*What this task involves:* Scan the listing below. Report each line that includes "with".

*Record set:*

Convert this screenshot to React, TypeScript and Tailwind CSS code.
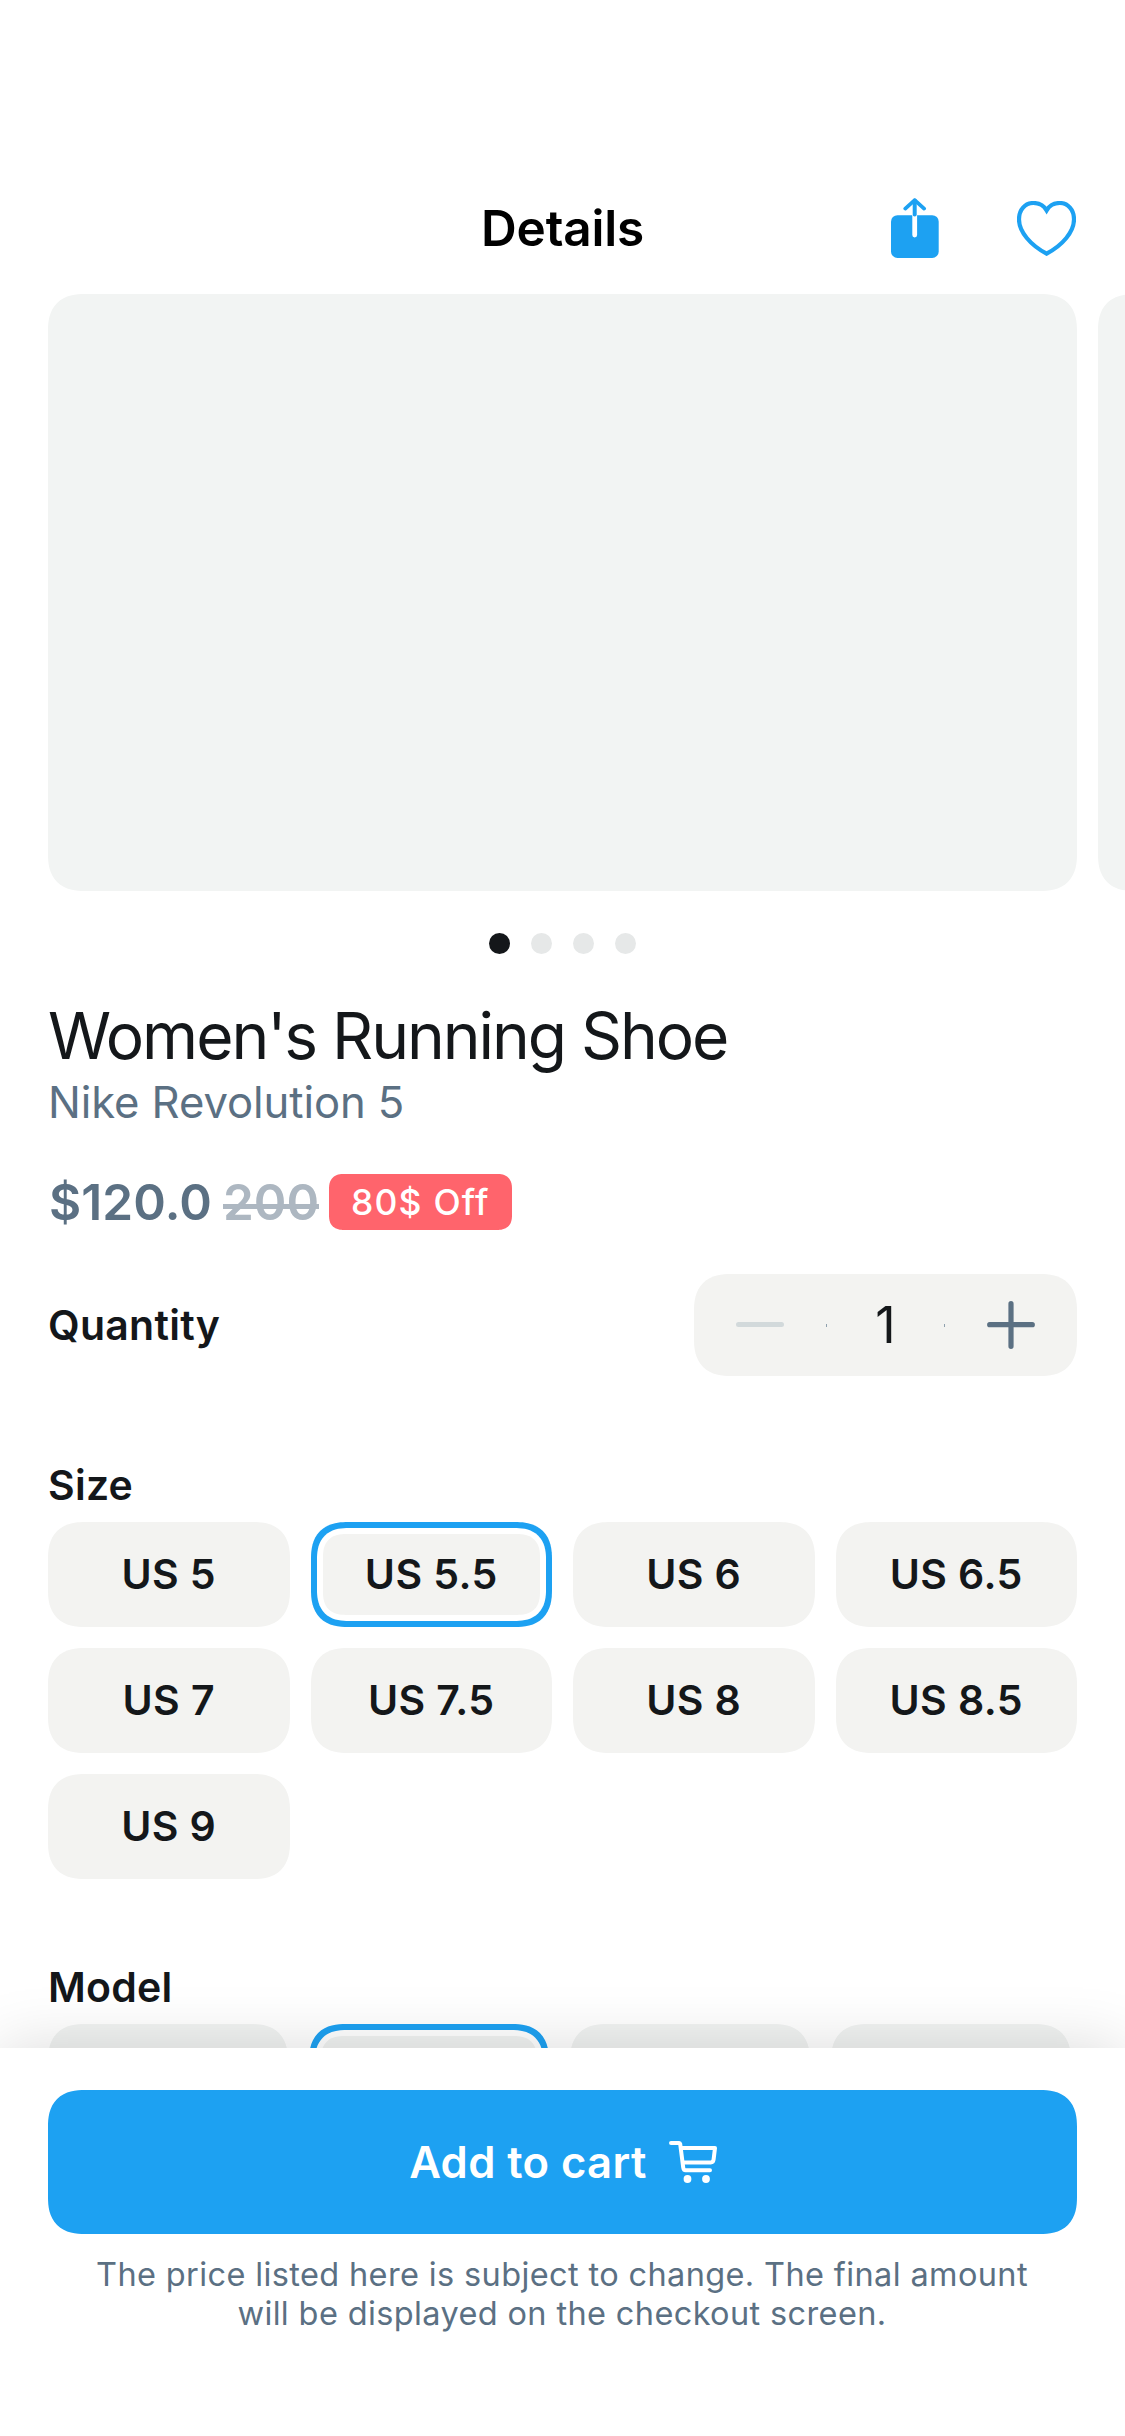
---
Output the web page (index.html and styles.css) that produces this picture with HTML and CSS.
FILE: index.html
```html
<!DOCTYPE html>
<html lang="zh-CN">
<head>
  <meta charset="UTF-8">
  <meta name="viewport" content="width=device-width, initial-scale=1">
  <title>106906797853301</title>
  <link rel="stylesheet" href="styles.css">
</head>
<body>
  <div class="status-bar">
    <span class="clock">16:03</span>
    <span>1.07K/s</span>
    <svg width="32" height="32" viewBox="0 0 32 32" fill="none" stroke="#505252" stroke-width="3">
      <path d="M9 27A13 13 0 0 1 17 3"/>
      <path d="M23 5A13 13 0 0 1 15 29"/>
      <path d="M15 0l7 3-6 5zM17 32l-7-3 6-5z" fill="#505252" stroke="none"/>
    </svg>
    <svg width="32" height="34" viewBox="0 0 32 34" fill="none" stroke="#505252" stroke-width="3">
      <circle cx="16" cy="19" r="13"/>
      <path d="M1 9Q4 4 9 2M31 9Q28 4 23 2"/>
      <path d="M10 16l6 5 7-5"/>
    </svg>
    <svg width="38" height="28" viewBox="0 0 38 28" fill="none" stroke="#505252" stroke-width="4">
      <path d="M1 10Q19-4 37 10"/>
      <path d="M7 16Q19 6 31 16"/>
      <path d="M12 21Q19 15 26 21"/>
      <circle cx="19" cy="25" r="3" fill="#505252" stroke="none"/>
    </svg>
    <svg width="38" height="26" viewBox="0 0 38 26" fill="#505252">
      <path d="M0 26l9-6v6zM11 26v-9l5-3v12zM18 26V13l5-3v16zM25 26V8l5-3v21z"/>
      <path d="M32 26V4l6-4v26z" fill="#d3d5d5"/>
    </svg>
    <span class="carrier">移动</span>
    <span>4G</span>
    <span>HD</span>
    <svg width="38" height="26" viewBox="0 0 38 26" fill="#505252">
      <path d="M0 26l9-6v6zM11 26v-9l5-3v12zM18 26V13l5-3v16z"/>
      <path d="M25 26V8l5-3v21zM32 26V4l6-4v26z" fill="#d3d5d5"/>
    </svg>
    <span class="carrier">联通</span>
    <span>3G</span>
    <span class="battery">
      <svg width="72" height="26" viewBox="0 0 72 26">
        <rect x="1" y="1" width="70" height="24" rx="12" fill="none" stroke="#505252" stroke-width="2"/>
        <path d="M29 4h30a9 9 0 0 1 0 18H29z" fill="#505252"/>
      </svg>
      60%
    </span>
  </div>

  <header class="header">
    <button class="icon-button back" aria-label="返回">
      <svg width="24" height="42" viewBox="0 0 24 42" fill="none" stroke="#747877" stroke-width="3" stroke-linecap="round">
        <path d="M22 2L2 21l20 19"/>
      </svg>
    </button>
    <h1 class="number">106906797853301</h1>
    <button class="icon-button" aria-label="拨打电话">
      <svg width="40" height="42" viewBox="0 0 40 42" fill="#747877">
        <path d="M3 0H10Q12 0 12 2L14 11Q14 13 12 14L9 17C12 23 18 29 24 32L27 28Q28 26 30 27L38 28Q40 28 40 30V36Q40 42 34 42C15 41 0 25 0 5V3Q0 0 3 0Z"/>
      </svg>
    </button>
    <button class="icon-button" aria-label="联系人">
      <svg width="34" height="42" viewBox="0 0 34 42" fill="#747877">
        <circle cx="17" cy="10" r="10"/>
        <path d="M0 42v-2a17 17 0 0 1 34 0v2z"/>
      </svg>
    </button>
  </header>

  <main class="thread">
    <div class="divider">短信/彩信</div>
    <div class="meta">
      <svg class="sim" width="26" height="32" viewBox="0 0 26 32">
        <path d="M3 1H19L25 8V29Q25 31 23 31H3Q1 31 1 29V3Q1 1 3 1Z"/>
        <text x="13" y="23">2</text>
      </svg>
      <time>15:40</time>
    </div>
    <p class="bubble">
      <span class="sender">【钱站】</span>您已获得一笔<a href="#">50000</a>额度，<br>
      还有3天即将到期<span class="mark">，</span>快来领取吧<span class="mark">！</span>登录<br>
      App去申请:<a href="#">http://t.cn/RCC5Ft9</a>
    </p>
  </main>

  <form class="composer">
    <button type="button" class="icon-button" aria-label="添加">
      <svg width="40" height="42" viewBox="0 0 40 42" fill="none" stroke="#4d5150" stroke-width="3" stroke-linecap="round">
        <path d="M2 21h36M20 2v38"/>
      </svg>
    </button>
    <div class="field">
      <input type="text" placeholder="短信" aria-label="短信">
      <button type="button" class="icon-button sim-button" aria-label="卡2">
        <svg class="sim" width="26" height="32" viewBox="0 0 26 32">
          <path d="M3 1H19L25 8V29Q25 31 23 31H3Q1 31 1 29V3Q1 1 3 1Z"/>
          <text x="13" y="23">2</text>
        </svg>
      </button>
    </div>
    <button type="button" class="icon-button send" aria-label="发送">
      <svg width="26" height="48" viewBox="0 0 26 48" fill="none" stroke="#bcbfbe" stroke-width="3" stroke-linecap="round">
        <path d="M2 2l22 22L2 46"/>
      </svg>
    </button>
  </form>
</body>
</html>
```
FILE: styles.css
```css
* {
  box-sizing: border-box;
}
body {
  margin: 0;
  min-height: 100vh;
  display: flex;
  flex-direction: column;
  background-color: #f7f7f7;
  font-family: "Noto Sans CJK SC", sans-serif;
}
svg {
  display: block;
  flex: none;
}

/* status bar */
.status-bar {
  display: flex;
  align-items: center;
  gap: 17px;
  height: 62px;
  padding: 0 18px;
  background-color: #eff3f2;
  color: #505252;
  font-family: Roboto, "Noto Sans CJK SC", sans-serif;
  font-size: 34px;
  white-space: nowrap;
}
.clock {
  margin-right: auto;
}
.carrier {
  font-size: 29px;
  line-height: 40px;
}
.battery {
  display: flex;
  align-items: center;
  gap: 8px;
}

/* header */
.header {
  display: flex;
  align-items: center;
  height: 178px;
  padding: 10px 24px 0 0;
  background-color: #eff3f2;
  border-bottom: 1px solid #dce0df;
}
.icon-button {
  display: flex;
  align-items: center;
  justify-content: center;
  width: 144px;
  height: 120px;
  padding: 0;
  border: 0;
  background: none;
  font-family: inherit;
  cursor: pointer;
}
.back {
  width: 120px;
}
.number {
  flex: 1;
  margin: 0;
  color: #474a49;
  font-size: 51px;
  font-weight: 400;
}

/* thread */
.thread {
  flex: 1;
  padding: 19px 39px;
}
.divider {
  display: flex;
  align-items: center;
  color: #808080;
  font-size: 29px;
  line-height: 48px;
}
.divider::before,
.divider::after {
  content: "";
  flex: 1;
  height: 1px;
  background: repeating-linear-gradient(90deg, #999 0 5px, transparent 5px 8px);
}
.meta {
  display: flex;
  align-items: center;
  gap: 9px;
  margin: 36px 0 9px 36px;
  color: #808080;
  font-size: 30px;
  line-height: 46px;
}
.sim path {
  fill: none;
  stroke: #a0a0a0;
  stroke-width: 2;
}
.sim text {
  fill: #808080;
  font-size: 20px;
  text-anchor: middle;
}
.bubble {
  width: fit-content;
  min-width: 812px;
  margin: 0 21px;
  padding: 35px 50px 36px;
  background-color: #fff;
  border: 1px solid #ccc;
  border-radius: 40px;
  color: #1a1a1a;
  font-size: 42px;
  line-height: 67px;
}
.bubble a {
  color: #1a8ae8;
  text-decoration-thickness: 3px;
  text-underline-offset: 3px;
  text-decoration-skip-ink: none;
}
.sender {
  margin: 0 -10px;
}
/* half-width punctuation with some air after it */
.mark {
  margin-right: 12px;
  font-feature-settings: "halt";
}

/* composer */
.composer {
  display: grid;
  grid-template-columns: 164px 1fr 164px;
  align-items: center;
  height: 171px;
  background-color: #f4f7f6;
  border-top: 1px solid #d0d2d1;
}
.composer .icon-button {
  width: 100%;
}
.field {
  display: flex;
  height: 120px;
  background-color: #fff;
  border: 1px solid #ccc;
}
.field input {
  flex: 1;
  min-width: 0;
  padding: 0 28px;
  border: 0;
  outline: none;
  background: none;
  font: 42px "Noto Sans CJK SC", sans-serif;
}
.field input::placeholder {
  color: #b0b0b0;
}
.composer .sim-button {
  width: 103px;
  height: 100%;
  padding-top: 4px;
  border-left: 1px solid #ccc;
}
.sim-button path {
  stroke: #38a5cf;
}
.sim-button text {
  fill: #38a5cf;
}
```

*Answer for the task:*
Output the web page (index.html and styles.css) that produces this picture with HTML and CSS.
/* half-width punctuation with some air after it */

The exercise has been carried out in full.